Но есть и парадокс не кажущийся, и он осознан самим писателем в «Воспоминаниях о лошадях» — новелле, которая не хронологически (она напечатана в 1975 году), а по характеру содержания является первой главой художественной истории «клочка родной земли», создаваемой Радичковым на протяжении всего его творчества, как тридцать лет создавал историю Йокнапатофы Фолкнер.
Собственно, «Воспоминания о лошадях» — это лирический монолог, расцвеченный символикой, фантазией и аллегорией, которые служат главными композиционными скрепами рассказа. Здесь почти нет действия и очень прихотливо движение времени. Мифологическое время сохранившейся в преданиях древней болгарской истории присутствует в повествовании столь же явственно, как конкретное время, когда пишется сам рассказ, — сегодняшняя София, запорошенный снегом городской двор, канун Нового года. Но центр рассказа — знойный летний день, когда-то пережитый будущим писателем у себя в Калиманице и теперь вспоминаемый с такой отчетливостью подробностей, как будто все происходило не сорок лет назад, а только вчера.
Каналами ассоциаций этот временной поток, изначально разбитый по меньшей мере на три рукава — мифологическое время, время описываемых событий, время, когда создается само описание, — связан в единое русло. Нити ассоциаций протягиваются через весь рассказ, чтобы придать ему целостность и прежде всего единство времени. Мальчик, который полез к орлиному гнезду, сорвался и, напоровшись на сук, погиб, поставлен в повествовании рядом с сыном рассказчика, едва не ослепшим от разрыва шутихи, в новогоднюю ночь брошенной кем-то в сугроб, а когда в финале вновь возникает мальчишеская фигура — на реке, рядом с цаплей, жившей здесь еще в те годы, когда мальчишкой был сам рассказчик, — уже невозможно сказать, сегодня пли очень давно все это происходит: время остановлено, его бег укрощен, и никаких сорока лет, промелькнувших между экспедицией к орлиному гнезду и разрывом шутихи, словно не существовало. Развеваются по ветру гривы лошадей, на которых переплывают Дунай предки нынешних болгар, и мчатся по дороге в Берковицу лошади из радичковского детства, и наклоняется со шприцем в руке ветеринар над лошадью, упавшей в гололед на софийской мостовой, но для мальчика, видевшего эту лошадь перед тем, как врач наложила повязку ему на глаза, она продолжает жить и становится в повести символом, смыкающим эпохи в духовном и психологическом опыте поколений.

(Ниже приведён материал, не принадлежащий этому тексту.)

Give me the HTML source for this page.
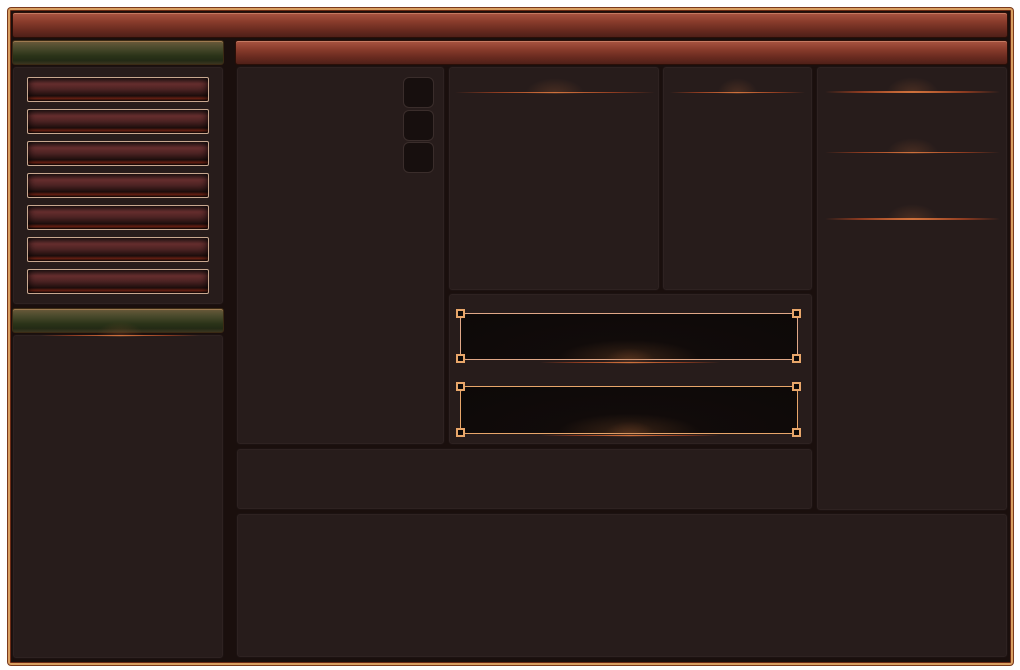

Так нарушается в прозе Радичкова привычный для мемуарной прозы принцип последовательности: «события наступают друг другу на пятки и так плотно припадают одно к другому, будто все произошло в один-единственный день. Этот день — как камень, упавший с неба. У него словно нет ни вчера, ни завтра, он упал в чистом поле как знамение, и, чем больше мы к нему обращаемся, тем больше его приходится разгадывать и толковать».